··· Data extract ···

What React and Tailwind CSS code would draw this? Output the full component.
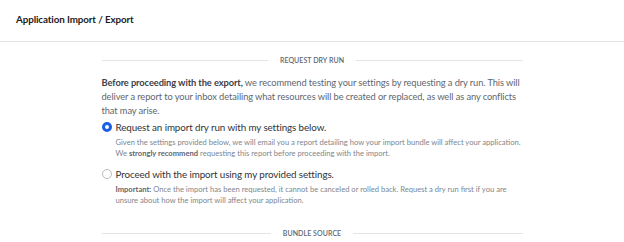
const SectionDivider = ({ label }) => (
  <div className="flex h-[10px] items-center gap-3">
    <div className="h-px flex-1 bg-[#e2e4e7]" />
    <span className="text-[7px] font-semibold uppercase leading-[10px] tracking-[0.01em] text-[#5f6670]">
      {label}
    </span>
    <div className="h-px flex-1 bg-[#e2e4e7]" />
  </div>
);

const RadioOption = ({ checked, label, children, className }) => (
  <div className={className}>
    <label className="flex items-center gap-[4px]">
      {checked ? (
        <span className="box-border h-[10px] w-[10px] shrink-0 rounded-full border-[3px] border-[#1a5fe6] bg-white" />
      ) : (
        <span className="box-border h-[10px] w-[10px] shrink-0 rounded-full border border-[#b9bdc3] bg-white" />
      )}
      <span className="text-[9.8px] leading-[14px] tracking-[-0.01em] text-[#2f3338]">{label}</span>
    </label>
    <p className="mt-[3px] pl-[14px] text-[7.6px] leading-[11px] text-[#80868e]">
      {children}
    </p>
  </div>
);

export default function App() {
  return (
    <div
      className="h-[242px] w-[624px] overflow-hidden bg-white"
      style={{ fontFamily: "Lato, 'Open Sans', sans-serif" }}
    >
      {/* Header */}
      <div className="flex h-[42px] items-center border-b border-[#e4e5e7] px-4 pb-[2px]">
        <h1 className="text-[9.8px] font-bold tracking-[-0.01em] text-[#1d2024]">
          Application Import / Export
        </h1>
      </div>

      {/* Main Content */}
      <div className="mx-auto w-[421px] pt-[13px]">
        <SectionDivider label="Request Dry Run" />

        <p className="mt-[11px] text-[9.3px] leading-[14px] tracking-[-0.01em] text-[#60666e]">
          <span className="font-bold text-[#3c4047]">Before proceeding with the export,</span>{" "}
          we recommend testing your settings by requesting a dry run. This will deliver a report to
          your inbox detailing what resources will be created or replaced, as well as any conflicts
          that may arise.
        </p>

        <RadioOption
          checked
          className="mt-[2px]"
          label="Request an import dry run with my settings below."
        >
          Given the settings provided below, we will email you a report detailing how your import
          bundle will affect your application. We{" "}
          <span className="font-bold text-[#5f656d]">strongly recommend</span> requesting this
          report before proceeding with the import.
        </RadioOption>

        <RadioOption
          className="mt-[8px]"
          label="Proceed with the import using my provided settings."
        >
          <span className="font-bold text-[#5f656d]">Important:</span> Once the import has been
          requested, it cannot be canceled or rolled back. Request a dry run first if you are
          unsure about how the import will affect your application.
        </RadioOption>

        <div className="mt-[22px]">
          <SectionDivider label="Bundle Source" />
        </div>
      </div>
    </div>
  );
}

···

Short problem
All of the material above should be reproduced exactly, except the pictures.

Exercise result
What React and Tailwind CSS code would draw this? Output the full component.
const SectionDivider = ({ label }) => (
  <div className="flex h-[10px] items-center gap-3">
    <div className="h-px flex-1 bg-[#e2e4e7]" />
    <span className="text-[7px] font-semibold uppercase leading-[10px] tracking-[0.01em] text-[#5f6670]">
      {label}
    </span>
    <div className="h-px flex-1 bg-[#e2e4e7]" />
  </div>
);

const RadioOption = ({ checked, label, children, className }) => (
  <div className={className}>
    <label className="flex items-center gap-[4px]">
      {checked ? (
        <span className="box-border h-[10px] w-[10px] shrink-0 rounded-full border-[3px] border-[#1a5fe6] bg-white" />
      ) : (
        <span className="box-border h-[10px] w-[10px] shrink-0 rounded-full border border-[#b9bdc3] bg-white" />
      )}
      <span className="text-[9.8px] leading-[14px] tracking-[-0.01em] text-[#2f3338]">{label}</span>
    </label>
    <p className="mt-[3px] pl-[14px] text-[7.6px] leading-[11px] text-[#80868e]">
      {children}
    </p>
  </div>
);

export default function App() {
  return (
    <div
      className="h-[242px] w-[624px] overflow-hidden bg-white"
      style={{ fontFamily: "Lato, 'Open Sans', sans-serif" }}
    >
      {/* Header */}
      <div className="flex h-[42px] items-center border-b border-[#e4e5e7] px-4 pb-[2px]">
        <h1 className="text-[9.8px] font-bold tracking-[-0.01em] text-[#1d2024]">
          Application Import / Export
        </h1>
      </div>

      {/* Main Content */}
      <div className="mx-auto w-[421px] pt-[13px]">
        <SectionDivider label="Request Dry Run" />

        <p className="mt-[11px] text-[9.3px] leading-[14px] tracking-[-0.01em] text-[#60666e]">
          <span className="font-bold text-[#3c4047]">Before proceeding with the export,</span>{" "}
          we recommend testing your settings by requesting a dry run. This will deliver a report to
          your inbox detailing what resources will be created or replaced, as well as any conflicts
          that may arise.
        </p>

        <RadioOption
          checked
          className="mt-[2px]"
          label="Request an import dry run with my settings below."
        >
          Given the settings provided below, we will email you a report detailing how your import
          bundle will affect your application. We{" "}
          <span className="font-bold text-[#5f656d]">strongly recommend</span> requesting this
          report before proceeding with the import.
        </RadioOption>

        <RadioOption
          className="mt-[8px]"
          label="Proceed with the import using my provided settings."
        >
          <span className="font-bold text-[#5f656d]">Important:</span> Once the import has been
          requested, it cannot be canceled or rolled back. Request a dry run first if you are
          unsure about how the import will affect your application.
        </RadioOption>

        <div className="mt-[22px]">
          <SectionDivider label="Bundle Source" />
        </div>
      </div>
    </div>
  );
}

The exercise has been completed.